The best of the buy was a morning bun, a spiral of dough with cinnamon and a generous sprinkling of sugar. The dough had a density to it that I found truly enjoyable, and the cinnamon-sugar that had pooled at the bottom during baking had cooled into a slightly chewy, slightly sticky ribbon that any child, even one as old as me, would love.

Next-best was the pain au chocolat, a traditional French pastry made from the same kind of buttery laminated dough as a croissant, but differently shaped (which only slightly affects the resulting texture). Normally, in making these pastries, the dough is rolled around a baton of chocolate; if that's the way Bakery Lorraine does it, something went wrong, as the chocolate was in three separate parts, as though two chocolate chips and half a baton had been used. I found the chocolate flavour rather ordinary, detracting from the overall experience.

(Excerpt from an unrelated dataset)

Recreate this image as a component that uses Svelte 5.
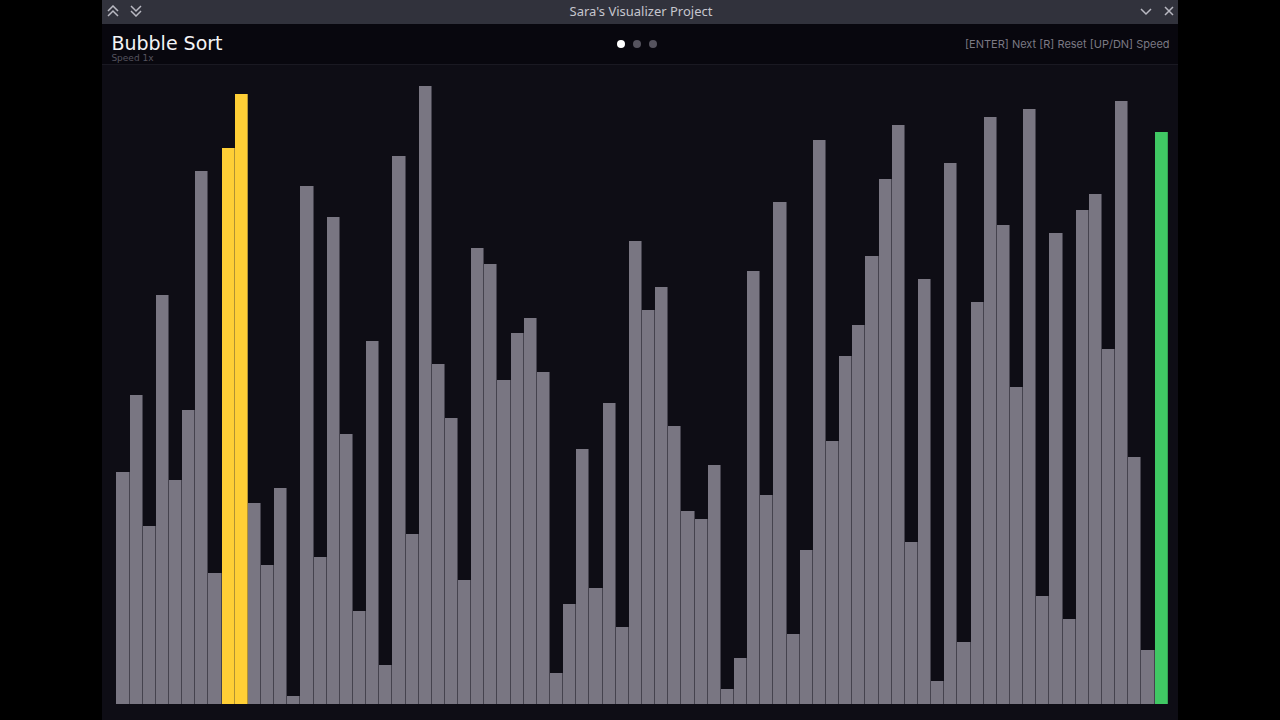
<script lang="ts">
  type BarState = 'idle' | 'compare' | 'sorted';

  const algorithm = 'Bubble Sort';
  const pages = 3;
  const minSpeed = 1;
  const maxSpeed = 16;

  let page = $state(0);
  let speed = $state(1);

  // Current order of the array, values 1..80
  const values = [
    30, 40, 23, 53, 29, 38, 69, 17, 72, 79, 26, 18, 28, 1, 67, 19,
    63, 35, 12, 47, 5, 71, 22, 80, 44, 37, 16, 59, 57, 42, 48, 50,
    43, 4, 13, 33, 15, 39, 10, 60, 51, 54, 36, 25, 24, 31, 2, 6,
    56, 27, 65, 9, 20, 73, 34, 45, 49, 58, 68, 75, 21, 55, 3, 70,
    8, 52, 76, 62, 41, 77, 14, 61, 11, 64, 66, 46, 78, 32, 7, 74,
  ];
  const max = Math.max(...values);

  // Indices being compared and start of the sorted tail
  const comparing = [8, 9];
  const sortedFrom = 79;

  function barState(i: number): BarState {
    if (comparing.includes(i)) return 'compare';
    if (i >= sortedFrom) return 'sorted';
    return 'idle';
  }

  function handleKey(e: KeyboardEvent) {
    if (e.key === 'ArrowUp') speed = Math.min(maxSpeed, speed * 2);
    if (e.key === 'ArrowDown') speed = Math.max(minSpeed, speed / 2);
  }
</script>

<svelte:window onkeydown={handleKey} />

<div class="window">
  <div class="titlebar">
    <div class="controls">
      <button aria-label="Keep above">
        <svg viewBox="0 0 12 12"><path d="M1 6 L6 1 L11 6 M1 11 L6 6 L11 11" /></svg>
      </button>
      <button aria-label="Keep below">
        <svg viewBox="0 0 12 12"><path d="M1 1 L6 6 L11 1 M1 6 L6 11 L11 6" /></svg>
      </button>
    </div>
    <span class="window-title">Sara's Visualizer Project</span>
    <div class="controls right">
      <button aria-label="Minimize">
        <svg viewBox="0 0 12 12"><path d="M1 4 L6 9 L11 4" /></svg>
      </button>
      <button aria-label="Close">
        <svg viewBox="0 0 12 12"><path d="M2 2 L10 10 M10 2 L2 10" /></svg>
      </button>
    </div>
  </div>

  <header>
    <div class="info">
      <h1>{algorithm}</h1>
      <p class="speed">Speed {speed}x</p>
    </div>
    <div class="dots">
      {#each Array(pages) as _, i}
        <span class="dot" class:active={i === page}></span>
      {/each}
    </div>
    <p class="hints">[ENTER] Next [R] Reset [UP/DN] Speed</p>
  </header>

  <main>
    <div class="bars" role="img" aria-label="Array values">
      {#each values as value, i}
        <div class="bar {barState(i)}" style="height: {(value / max) * 100}%"></div>
      {/each}
    </div>
  </main>
</div>

<style>
  :global(body) {
    background: #000;
  }

  .window {
    width: 84%;
    min-height: 100vh;
    margin: 0 auto;
    display: flex;
    flex-direction: column;
    background: #0e0d15;
    font-family: 'DejaVu Sans', sans-serif;
  }

  .titlebar {
    display: grid;
    grid-template-columns: 1fr auto 1fr;
    align-items: center;
    height: 24px;
    padding: 0 3px 2px 5px;
    box-sizing: border-box;
    background: #31323c;
  }

  .window-title {
    font-family: 'Noto Sans', sans-serif;
    font-size: 13px;
    line-height: 16px;
    color: #c6c6ce;
  }

  .controls {
    display: flex;
    gap: 11px;
  }

  .controls.right {
    justify-content: flex-end;
  }

  button {
    display: flex;
    padding: 0;
    border: 0;
    background: none;
    cursor: pointer;
  }

  button svg {
    width: 12px;
    height: 12px;
    fill: none;
    stroke: #b9b9c2;
    stroke-width: 1.5;
  }

  header {
    display: grid;
    grid-template-columns: 1fr auto 1fr;
    align-items: center;
    height: 41px;
    padding: 0 8px 0 9px;
    box-sizing: border-box;
    background: #08070e;
    border-bottom: 1px solid #1a1922;
  }

  h1,
  p {
    margin: 0;
  }

  .info {
    padding-top: 8px;
  }

  h1 {
    font-size: 19px;
    font-weight: 400;
    line-height: 20px;
    color: #f4f4f6;
  }

  .speed {
    font-size: 9px;
    line-height: 10px;
    color: #56545f;
  }

  .dots {
    display: flex;
  }

  .dot {
    width: 8px;
    height: 8px;
    margin-right: 8px;
    border-radius: 50%;
    background: #55535e;
  }

  .dot.active {
    background: #fff;
  }

  .hints {
    text-align: right;
    white-space: nowrap;
    font-family: Inter, sans-serif;
    font-size: 11px;
    line-height: 14px;
    color: #7b7984;
  }

  main {
    flex: 1;
    display: flex;
    padding: 21px 10px 16px 14px;
  }

  .bars {
    flex: 1;
    display: flex;
    align-items: flex-end;
  }

  .bar {
    flex: 1;
    box-sizing: border-box;
    border-right: 1px solid #45434e;
    background: #797682;
  }

  .bar.compare {
    background: #ffcf36;
    border-color: #b19234;
  }

  .bar.sorted {
    background: #40c864;
    border-color: #34a455;
  }
</style>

The least pleasing of the three items I tried was, to my surprise, the tart. I chose an "Almond Joy" tart, made with chocolate filling in a roughly four-inch shell, topped with whipped cream, almonds and a sprinkle of shredded coconut. The shell was excellent: dense and firm, as it should be, with a clear buttery flavour. Other than that, though, the piece seemed unremarkable. The consistency of the chocolate filling struck me as being exactly that of the sugar-free instant pudding you get out of a Hill Country Foods box; and the whipped cream seemed to lack, oddly, creaminess.

If I had paid ordinary prices for these things, I'd have been reasonably satisfied with Bakery Lorraine, overall. But the pain au chocolat was four dollars, as was the morning bun. The tart, at $6, provokes the title of this post. This place is expensive. And for the kind of money you will spend at Bakery Lorraine, I think you have a right to expect better than I found there.

1 comment:

  1. Teri McKayJuly 13, 2014

    I loved the part about the power of smells to generate memories. So true!